** Given problem **
Scan the entries for the string "Tailwind" and give the number of lines that have it, nothing further.

## Begin Records provided

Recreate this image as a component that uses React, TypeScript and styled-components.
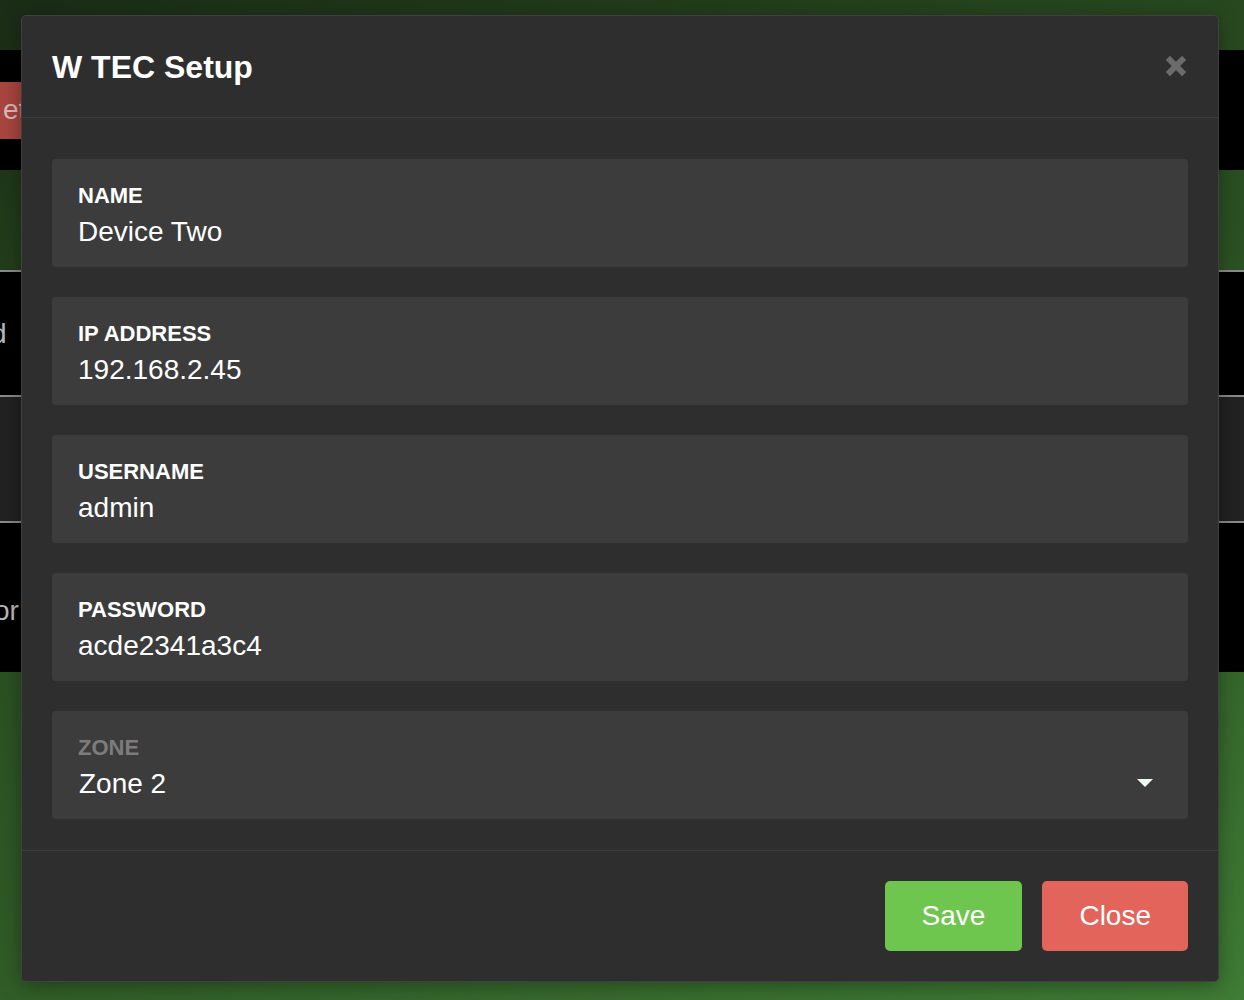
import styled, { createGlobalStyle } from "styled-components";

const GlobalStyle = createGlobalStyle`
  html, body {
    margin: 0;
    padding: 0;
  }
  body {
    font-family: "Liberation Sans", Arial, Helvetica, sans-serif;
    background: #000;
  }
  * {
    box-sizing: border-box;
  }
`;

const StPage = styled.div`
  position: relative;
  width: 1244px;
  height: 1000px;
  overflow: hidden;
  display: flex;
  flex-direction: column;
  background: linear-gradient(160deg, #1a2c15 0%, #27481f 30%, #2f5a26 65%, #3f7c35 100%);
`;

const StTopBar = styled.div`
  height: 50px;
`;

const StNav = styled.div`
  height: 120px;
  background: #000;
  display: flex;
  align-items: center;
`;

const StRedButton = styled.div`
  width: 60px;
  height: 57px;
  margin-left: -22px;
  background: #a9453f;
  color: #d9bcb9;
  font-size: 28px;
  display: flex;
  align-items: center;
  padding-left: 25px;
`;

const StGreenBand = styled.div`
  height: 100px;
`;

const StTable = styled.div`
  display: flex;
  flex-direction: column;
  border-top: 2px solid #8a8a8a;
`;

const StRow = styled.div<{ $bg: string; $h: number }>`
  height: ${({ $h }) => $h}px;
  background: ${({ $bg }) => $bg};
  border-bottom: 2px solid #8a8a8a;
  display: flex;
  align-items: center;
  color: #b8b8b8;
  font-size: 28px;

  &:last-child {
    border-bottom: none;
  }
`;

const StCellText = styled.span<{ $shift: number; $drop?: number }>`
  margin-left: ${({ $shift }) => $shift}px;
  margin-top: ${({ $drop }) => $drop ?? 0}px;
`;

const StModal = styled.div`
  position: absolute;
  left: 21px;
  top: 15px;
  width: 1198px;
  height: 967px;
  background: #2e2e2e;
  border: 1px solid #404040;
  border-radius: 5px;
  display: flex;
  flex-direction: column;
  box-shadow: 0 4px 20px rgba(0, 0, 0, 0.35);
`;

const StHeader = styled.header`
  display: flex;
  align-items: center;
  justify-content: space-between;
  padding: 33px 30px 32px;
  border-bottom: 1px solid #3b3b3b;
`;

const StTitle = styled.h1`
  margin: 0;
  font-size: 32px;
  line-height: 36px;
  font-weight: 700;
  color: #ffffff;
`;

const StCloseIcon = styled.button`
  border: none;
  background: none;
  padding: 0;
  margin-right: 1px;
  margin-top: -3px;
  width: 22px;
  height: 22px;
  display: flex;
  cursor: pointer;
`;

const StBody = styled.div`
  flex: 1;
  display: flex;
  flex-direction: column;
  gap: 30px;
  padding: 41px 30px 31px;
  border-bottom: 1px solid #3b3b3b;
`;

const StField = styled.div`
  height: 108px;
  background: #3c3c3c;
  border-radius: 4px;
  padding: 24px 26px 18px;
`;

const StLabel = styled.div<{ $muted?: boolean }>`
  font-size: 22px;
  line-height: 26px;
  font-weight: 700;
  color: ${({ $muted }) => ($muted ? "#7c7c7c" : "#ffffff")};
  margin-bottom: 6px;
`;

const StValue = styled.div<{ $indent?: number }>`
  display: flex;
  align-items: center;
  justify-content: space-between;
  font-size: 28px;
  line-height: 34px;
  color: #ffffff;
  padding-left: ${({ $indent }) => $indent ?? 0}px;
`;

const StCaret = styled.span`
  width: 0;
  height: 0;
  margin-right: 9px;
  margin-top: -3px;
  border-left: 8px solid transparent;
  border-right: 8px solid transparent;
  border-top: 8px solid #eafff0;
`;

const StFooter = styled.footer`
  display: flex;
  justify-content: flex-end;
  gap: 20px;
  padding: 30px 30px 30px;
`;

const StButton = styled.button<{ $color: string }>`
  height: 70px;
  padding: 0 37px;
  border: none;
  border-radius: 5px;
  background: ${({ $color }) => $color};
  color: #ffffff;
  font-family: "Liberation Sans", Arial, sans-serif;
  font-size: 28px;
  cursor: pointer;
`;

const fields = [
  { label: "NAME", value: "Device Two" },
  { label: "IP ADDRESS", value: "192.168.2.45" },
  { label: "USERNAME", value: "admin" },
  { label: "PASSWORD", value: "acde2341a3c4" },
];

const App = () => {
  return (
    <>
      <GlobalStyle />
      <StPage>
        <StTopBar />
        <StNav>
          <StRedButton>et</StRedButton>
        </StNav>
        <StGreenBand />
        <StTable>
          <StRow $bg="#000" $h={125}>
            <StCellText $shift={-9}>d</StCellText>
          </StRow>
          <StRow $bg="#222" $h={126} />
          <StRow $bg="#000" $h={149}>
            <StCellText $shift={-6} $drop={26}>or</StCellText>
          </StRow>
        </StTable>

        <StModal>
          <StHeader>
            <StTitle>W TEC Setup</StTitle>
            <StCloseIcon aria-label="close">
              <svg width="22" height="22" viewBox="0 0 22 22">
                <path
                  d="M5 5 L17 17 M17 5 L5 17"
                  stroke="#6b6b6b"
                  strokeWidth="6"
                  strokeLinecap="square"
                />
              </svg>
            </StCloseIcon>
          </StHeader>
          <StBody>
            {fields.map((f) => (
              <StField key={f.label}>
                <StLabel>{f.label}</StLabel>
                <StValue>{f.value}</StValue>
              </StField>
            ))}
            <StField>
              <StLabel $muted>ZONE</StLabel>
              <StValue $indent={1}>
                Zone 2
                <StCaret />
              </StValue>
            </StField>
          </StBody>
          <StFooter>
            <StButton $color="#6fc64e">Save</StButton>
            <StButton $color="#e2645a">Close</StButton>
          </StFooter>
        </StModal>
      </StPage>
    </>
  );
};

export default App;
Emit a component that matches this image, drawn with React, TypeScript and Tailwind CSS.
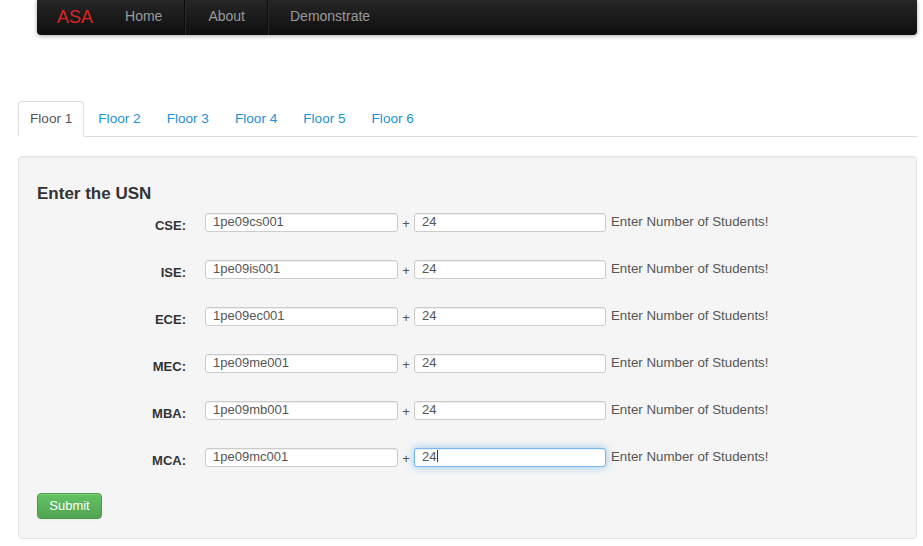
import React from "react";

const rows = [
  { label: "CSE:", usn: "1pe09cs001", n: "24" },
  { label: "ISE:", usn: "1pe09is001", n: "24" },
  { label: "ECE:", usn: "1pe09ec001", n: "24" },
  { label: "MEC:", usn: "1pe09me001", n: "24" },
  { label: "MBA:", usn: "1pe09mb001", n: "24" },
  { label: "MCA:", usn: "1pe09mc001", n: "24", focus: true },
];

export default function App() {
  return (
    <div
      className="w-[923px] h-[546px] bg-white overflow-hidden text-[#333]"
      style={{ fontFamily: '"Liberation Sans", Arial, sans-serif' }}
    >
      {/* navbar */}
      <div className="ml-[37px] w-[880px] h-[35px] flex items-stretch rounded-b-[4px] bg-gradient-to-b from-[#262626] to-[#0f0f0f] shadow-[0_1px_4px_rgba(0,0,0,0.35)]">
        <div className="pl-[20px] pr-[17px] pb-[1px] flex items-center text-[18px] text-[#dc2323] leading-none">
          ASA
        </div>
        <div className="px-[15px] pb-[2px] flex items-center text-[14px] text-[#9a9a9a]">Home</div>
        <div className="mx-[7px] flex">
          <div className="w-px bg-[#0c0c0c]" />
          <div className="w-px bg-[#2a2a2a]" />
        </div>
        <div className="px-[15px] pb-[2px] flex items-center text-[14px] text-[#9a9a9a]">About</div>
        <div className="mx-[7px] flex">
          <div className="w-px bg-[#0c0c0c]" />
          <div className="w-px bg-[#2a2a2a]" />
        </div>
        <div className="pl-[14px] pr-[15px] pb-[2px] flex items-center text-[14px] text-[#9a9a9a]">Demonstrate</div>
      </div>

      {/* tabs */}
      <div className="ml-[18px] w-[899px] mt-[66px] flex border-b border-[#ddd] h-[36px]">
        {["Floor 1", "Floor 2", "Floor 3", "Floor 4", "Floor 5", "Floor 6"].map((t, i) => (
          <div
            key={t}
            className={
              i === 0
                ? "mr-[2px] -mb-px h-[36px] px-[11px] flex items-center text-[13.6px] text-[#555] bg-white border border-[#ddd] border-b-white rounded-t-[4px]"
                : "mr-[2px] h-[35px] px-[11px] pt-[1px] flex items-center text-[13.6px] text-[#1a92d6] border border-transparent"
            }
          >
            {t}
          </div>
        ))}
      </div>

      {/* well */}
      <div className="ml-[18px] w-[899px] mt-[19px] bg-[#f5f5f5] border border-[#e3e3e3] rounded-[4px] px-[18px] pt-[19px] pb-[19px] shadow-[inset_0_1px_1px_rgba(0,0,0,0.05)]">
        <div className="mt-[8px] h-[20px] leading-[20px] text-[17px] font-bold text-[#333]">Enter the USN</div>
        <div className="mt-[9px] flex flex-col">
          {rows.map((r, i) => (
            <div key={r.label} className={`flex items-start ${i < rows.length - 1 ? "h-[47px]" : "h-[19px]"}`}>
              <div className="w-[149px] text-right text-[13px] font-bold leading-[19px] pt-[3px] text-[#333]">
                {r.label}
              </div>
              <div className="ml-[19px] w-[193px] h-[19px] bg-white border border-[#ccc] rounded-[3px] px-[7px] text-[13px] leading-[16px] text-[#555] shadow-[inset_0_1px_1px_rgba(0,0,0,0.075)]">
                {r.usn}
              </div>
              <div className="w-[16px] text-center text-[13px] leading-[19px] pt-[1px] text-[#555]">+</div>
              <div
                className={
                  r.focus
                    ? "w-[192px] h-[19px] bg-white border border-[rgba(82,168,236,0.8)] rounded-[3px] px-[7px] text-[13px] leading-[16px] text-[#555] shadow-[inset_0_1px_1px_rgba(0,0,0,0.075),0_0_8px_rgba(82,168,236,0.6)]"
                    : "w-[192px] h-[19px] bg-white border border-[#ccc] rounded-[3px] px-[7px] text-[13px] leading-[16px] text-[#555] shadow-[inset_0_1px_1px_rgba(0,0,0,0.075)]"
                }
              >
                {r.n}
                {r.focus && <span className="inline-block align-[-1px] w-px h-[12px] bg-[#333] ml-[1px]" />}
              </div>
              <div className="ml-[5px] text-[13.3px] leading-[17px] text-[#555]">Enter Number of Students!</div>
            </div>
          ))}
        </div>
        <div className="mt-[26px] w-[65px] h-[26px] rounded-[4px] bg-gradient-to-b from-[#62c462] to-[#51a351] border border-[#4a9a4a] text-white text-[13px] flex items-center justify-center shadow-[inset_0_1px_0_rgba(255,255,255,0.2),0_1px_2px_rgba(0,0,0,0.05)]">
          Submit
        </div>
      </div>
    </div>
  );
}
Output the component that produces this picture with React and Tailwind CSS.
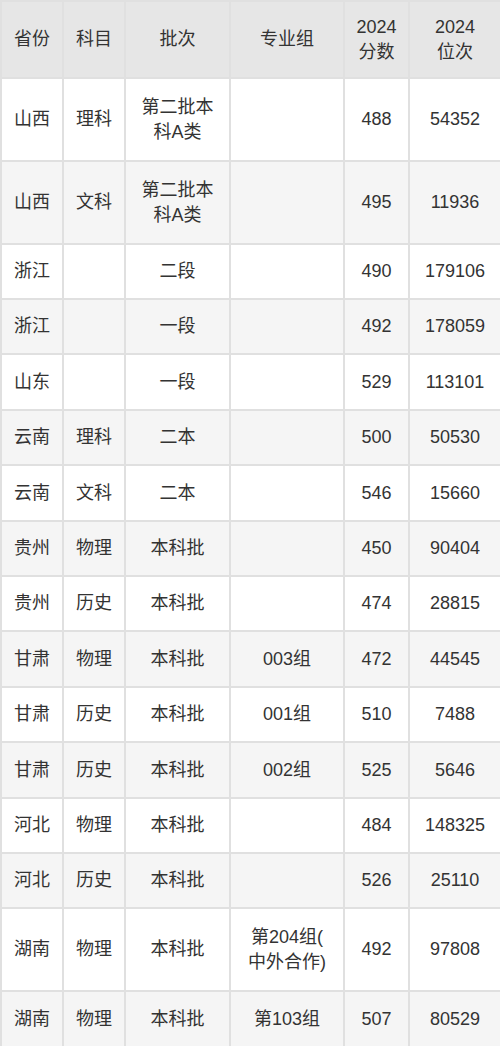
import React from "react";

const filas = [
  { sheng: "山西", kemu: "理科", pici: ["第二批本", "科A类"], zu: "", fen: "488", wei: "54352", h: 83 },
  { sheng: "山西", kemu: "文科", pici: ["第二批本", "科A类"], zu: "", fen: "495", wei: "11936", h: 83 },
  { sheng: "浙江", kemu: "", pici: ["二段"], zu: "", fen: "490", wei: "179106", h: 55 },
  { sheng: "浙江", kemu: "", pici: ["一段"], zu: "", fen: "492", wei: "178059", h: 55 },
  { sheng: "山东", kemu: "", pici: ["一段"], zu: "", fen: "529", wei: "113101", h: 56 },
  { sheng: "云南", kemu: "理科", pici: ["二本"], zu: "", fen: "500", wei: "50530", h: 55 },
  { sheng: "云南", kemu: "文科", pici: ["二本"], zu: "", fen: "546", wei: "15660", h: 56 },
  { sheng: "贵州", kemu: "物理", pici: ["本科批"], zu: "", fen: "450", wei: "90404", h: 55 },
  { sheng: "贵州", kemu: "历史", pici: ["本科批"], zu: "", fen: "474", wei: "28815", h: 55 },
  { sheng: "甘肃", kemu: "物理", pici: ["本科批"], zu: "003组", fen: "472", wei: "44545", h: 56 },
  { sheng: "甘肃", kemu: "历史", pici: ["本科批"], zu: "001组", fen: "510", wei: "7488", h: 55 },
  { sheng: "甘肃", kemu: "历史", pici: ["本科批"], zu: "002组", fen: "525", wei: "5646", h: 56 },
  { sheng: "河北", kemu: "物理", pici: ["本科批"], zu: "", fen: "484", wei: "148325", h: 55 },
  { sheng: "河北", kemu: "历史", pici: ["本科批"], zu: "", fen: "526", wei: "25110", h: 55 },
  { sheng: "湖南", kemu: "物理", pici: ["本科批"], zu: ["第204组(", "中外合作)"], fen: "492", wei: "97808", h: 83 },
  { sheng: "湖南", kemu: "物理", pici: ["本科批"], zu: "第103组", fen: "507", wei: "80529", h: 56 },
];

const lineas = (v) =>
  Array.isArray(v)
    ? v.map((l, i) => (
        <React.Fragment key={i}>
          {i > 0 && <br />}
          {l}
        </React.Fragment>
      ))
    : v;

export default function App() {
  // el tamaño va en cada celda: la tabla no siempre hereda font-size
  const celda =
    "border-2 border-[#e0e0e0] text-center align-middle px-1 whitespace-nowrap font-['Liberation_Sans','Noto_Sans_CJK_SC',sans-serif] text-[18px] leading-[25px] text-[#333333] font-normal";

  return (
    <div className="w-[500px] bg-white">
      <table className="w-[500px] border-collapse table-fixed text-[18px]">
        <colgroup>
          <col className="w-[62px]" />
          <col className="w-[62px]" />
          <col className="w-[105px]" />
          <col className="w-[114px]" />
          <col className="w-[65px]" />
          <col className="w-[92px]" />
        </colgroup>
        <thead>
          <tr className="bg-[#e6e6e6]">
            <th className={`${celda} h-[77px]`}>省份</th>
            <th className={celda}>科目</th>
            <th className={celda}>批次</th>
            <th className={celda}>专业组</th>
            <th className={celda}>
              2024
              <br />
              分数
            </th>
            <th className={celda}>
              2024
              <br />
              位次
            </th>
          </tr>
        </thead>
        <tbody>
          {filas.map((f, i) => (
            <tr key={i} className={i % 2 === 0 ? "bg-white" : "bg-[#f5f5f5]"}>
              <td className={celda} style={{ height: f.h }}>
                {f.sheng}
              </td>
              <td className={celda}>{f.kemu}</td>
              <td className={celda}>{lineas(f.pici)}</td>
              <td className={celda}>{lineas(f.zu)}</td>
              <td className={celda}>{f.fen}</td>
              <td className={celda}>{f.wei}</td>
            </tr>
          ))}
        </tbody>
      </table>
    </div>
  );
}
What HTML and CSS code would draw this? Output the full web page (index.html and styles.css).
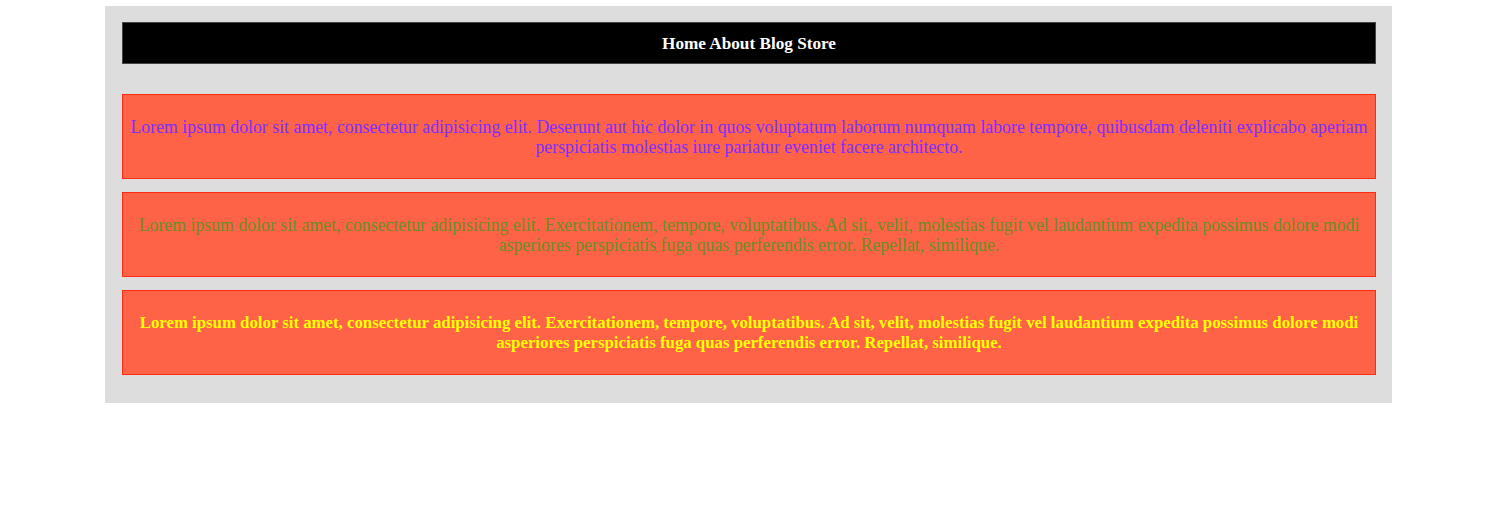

## End Records provided

** Solution to the exercise **
2